**REQUIRED TASK**
Give every line again exactly as it appears, please, but not the pictures.

**RECORDED DATA**
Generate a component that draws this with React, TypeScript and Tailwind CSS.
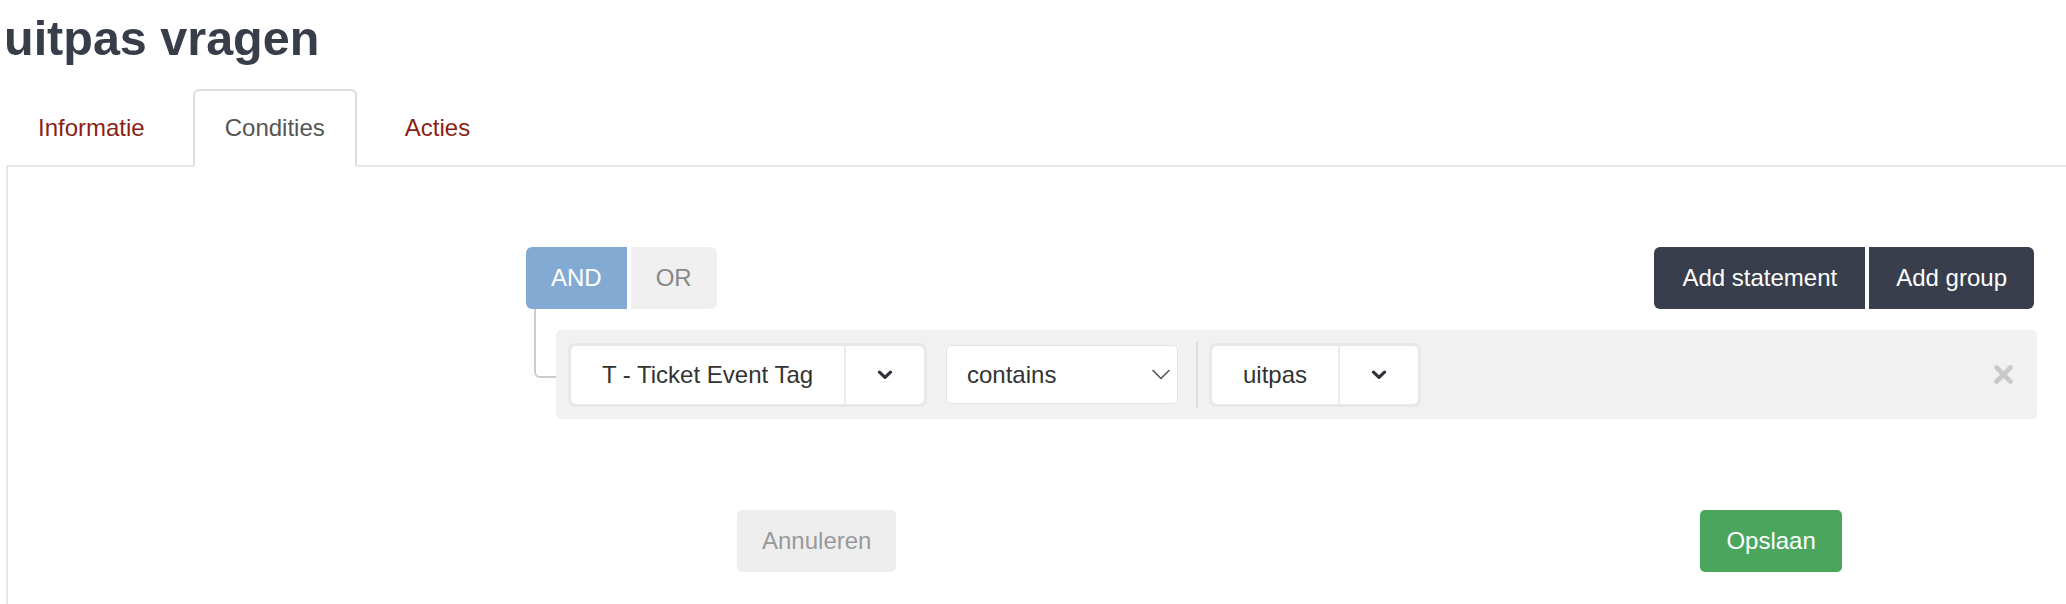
import React from "react";

function BoldChevron() {
  return (
    <svg width="16" height="10" viewBox="0 0 16 10" fill="none">
      <path d="M2.5 2.2 L8 7.4 L13.5 2.2" stroke="#2f333b" strokeWidth="3.2" strokeLinecap="round" strokeLinejoin="round" />
    </svg>
  );
}

function ThinChevron() {
  return (
    <svg width="18" height="11" viewBox="0 0 18 11" fill="none">
      <path d="M1 1.5 L9 9.5 L17 1.5" stroke="#555555" strokeWidth="1.6" strokeLinecap="round" strokeLinejoin="round" />
    </svg>
  );
}

function TimesIcon() {
  return (
    <svg width="21" height="21" viewBox="0 0 21 21" fill="none">
      <path d="M3.5 3.5 L17.5 17.5 M17.5 3.5 L3.5 17.5" stroke="#c9c9c9" strokeWidth="4.6" strokeLinecap="round" />
    </svg>
  );
}

function SelectGroup({ label, leftWidth }: { label: string; leftWidth: string }) {
  return (
    <div className="p-[3px] rounded-[7px] bg-[#e8e8e8]">
      <div className="flex h-[58px] bg-white rounded-[5px]">
        <div className={`${leftWidth} flex items-center justify-center text-[24px] text-[#333333] whitespace-nowrap`}>
          {label}
        </div>
        <div className="w-[2px] bg-[#ececec]" />
        <div className="w-[78px] flex items-center justify-center">
          <BoldChevron />
        </div>
      </div>
    </div>
  );
}

export default function App() {
  return (
    <div className="w-[2066px] h-[604px] bg-white overflow-hidden font-['Liberation_Sans',Arial,sans-serif]">
      <h1 className="pl-[4px] pt-[11px] text-[48.5px] leading-[54px] font-bold text-[#383d4a]">uitpas vragen</h1>

      <div className="relative z-10 mt-[24px] ml-[6px] flex gap-[16px]">
        <div className="border-2 border-transparent px-[30px] py-[20px] text-[24px] leading-[34px] text-[#8a1f17]">
          Informatie
        </div>
        <div className="border-2 border-[#dddddd] border-b-white bg-white rounded-t-[6px] px-[30px] py-[20px] text-[24px] leading-[34px] text-[#555555]">
          Condities
        </div>
        <div className="border-2 border-transparent px-[30px] py-[20px] text-[24px] leading-[34px] text-[#8a1f17]">
          Acties
        </div>
      </div>

      <div className="-mt-[2px] ml-[6px] border-t-2 border-l-2 border-[#e6e6e6] pt-[80px] h-[460px]">
        <div className="ml-[518px] w-[1511px]">
          <div className="flex justify-between h-[62px]">
            <div className="flex gap-[4px]">
              <div className="flex items-center px-[25px] bg-[#83aad3] rounded-l-[6px] text-[24px] text-white">AND</div>
              <div className="flex items-center px-[25px] bg-[#f0f0f0] rounded-r-[6px] text-[24px] text-[#888888]">OR</div>
            </div>
            <div className="flex gap-[4px] mr-[3px]">
              <div className="flex items-center px-[28px] bg-[#383e4b] rounded-l-[6px] text-[24px] text-white">Add statement</div>
              <div className="flex items-center px-[27px] bg-[#383e4b] rounded-r-[6px] text-[24px] text-white">Add group</div>
            </div>
          </div>

          <div className="relative mt-[21px] pl-[30px]">
            <div className="absolute left-[8px] -top-[21px] w-[22px] h-[69px] border-l-2 border-b-2 border-[#cccccc] rounded-bl-[6px]" />
            <div className="h-[89px] bg-[#f1f1f1] rounded-[5px] flex items-center pl-[12px] pr-[23px]">
              <SelectGroup label="T - Ticket Event Tag" leftWidth="w-[273px]" />
              <div className="ml-[19px] w-[232px] h-[59px] bg-white rounded-[5px] border border-[#e4e4e4] flex items-center justify-between pl-[20px] pr-[7px] text-[24px] text-[#333333]">
                <span>contains</span>
                <ThinChevron />
              </div>
              <div className="ml-[18px] w-[2px] h-[66px] bg-[#dcdcdc]" />
              <div className="ml-[11px]">
                <SelectGroup label="uitpas" leftWidth="w-[126px]" />
              </div>
              <div className="flex-1" />
              <TimesIcon />
            </div>
          </div>
        </div>

        <div className="mt-[91px] flex">
          <div className="ml-[729px] h-[62px] flex items-center px-[25px] bg-[#eeeeee] rounded-[5px] text-[24px] text-[#999999]">
            Annuleren
          </div>
          <div className="ml-[804px] h-[62px] flex items-center px-[26px] bg-[#4aa55d] rounded-[5px] text-[24px] text-white">
            Opslaan
          </div>
        </div>
      </div>
    </div>
  );
}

**SOLUTION FOR THIS EXERCISE**
Generate a component that draws this with React, TypeScript and Tailwind CSS.
import React from "react";

function BoldChevron() {
  return (
    <svg width="16" height="10" viewBox="0 0 16 10" fill="none">
      <path d="M2.5 2.2 L8 7.4 L13.5 2.2" stroke="#2f333b" strokeWidth="3.2" strokeLinecap="round" strokeLinejoin="round" />
    </svg>
  );
}

function ThinChevron() {
  return (
    <svg width="18" height="11" viewBox="0 0 18 11" fill="none">
      <path d="M1 1.5 L9 9.5 L17 1.5" stroke="#555555" strokeWidth="1.6" strokeLinecap="round" strokeLinejoin="round" />
    </svg>
  );
}

function TimesIcon() {
  return (
    <svg width="21" height="21" viewBox="0 0 21 21" fill="none">
      <path d="M3.5 3.5 L17.5 17.5 M17.5 3.5 L3.5 17.5" stroke="#c9c9c9" strokeWidth="4.6" strokeLinecap="round" />
    </svg>
  );
}

function SelectGroup({ label, leftWidth }: { label: string; leftWidth: string }) {
  return (
    <div className="p-[3px] rounded-[7px] bg-[#e8e8e8]">
      <div className="flex h-[58px] bg-white rounded-[5px]">
        <div className={`${leftWidth} flex items-center justify-center text-[24px] text-[#333333] whitespace-nowrap`}>
          {label}
        </div>
        <div className="w-[2px] bg-[#ececec]" />
        <div className="w-[78px] flex items-center justify-center">
          <BoldChevron />
        </div>
      </div>
    </div>
  );
}

export default function App() {
  return (
    <div className="w-[2066px] h-[604px] bg-white overflow-hidden font-['Liberation_Sans',Arial,sans-serif]">
      <h1 className="pl-[4px] pt-[11px] text-[48.5px] leading-[54px] font-bold text-[#383d4a]">uitpas vragen</h1>

      <div className="relative z-10 mt-[24px] ml-[6px] flex gap-[16px]">
        <div className="border-2 border-transparent px-[30px] py-[20px] text-[24px] leading-[34px] text-[#8a1f17]">
          Informatie
        </div>
        <div className="border-2 border-[#dddddd] border-b-white bg-white rounded-t-[6px] px-[30px] py-[20px] text-[24px] leading-[34px] text-[#555555]">
          Condities
        </div>
        <div className="border-2 border-transparent px-[30px] py-[20px] text-[24px] leading-[34px] text-[#8a1f17]">
          Acties
        </div>
      </div>

      <div className="-mt-[2px] ml-[6px] border-t-2 border-l-2 border-[#e6e6e6] pt-[80px] h-[460px]">
        <div className="ml-[518px] w-[1511px]">
          <div className="flex justify-between h-[62px]">
            <div className="flex gap-[4px]">
              <div className="flex items-center px-[25px] bg-[#83aad3] rounded-l-[6px] text-[24px] text-white">AND</div>
              <div className="flex items-center px-[25px] bg-[#f0f0f0] rounded-r-[6px] text-[24px] text-[#888888]">OR</div>
            </div>
            <div className="flex gap-[4px] mr-[3px]">
              <div className="flex items-center px-[28px] bg-[#383e4b] rounded-l-[6px] text-[24px] text-white">Add statement</div>
              <div className="flex items-center px-[27px] bg-[#383e4b] rounded-r-[6px] text-[24px] text-white">Add group</div>
            </div>
          </div>

          <div className="relative mt-[21px] pl-[30px]">
            <div className="absolute left-[8px] -top-[21px] w-[22px] h-[69px] border-l-2 border-b-2 border-[#cccccc] rounded-bl-[6px]" />
            <div className="h-[89px] bg-[#f1f1f1] rounded-[5px] flex items-center pl-[12px] pr-[23px]">
              <SelectGroup label="T - Ticket Event Tag" leftWidth="w-[273px]" />
              <div className="ml-[19px] w-[232px] h-[59px] bg-white rounded-[5px] border border-[#e4e4e4] flex items-center justify-between pl-[20px] pr-[7px] text-[24px] text-[#333333]">
                <span>contains</span>
                <ThinChevron />
              </div>
              <div className="ml-[18px] w-[2px] h-[66px] bg-[#dcdcdc]" />
              <div className="ml-[11px]">
                <SelectGroup label="uitpas" leftWidth="w-[126px]" />
              </div>
              <div className="flex-1" />
              <TimesIcon />
            </div>
          </div>
        </div>

        <div className="mt-[91px] flex">
          <div className="ml-[729px] h-[62px] flex items-center px-[25px] bg-[#eeeeee] rounded-[5px] text-[24px] text-[#999999]">
            Annuleren
          </div>
          <div className="ml-[804px] h-[62px] flex items-center px-[26px] bg-[#4aa55d] rounded-[5px] text-[24px] text-white">
            Opslaan
          </div>
        </div>
      </div>
    </div>
  );
}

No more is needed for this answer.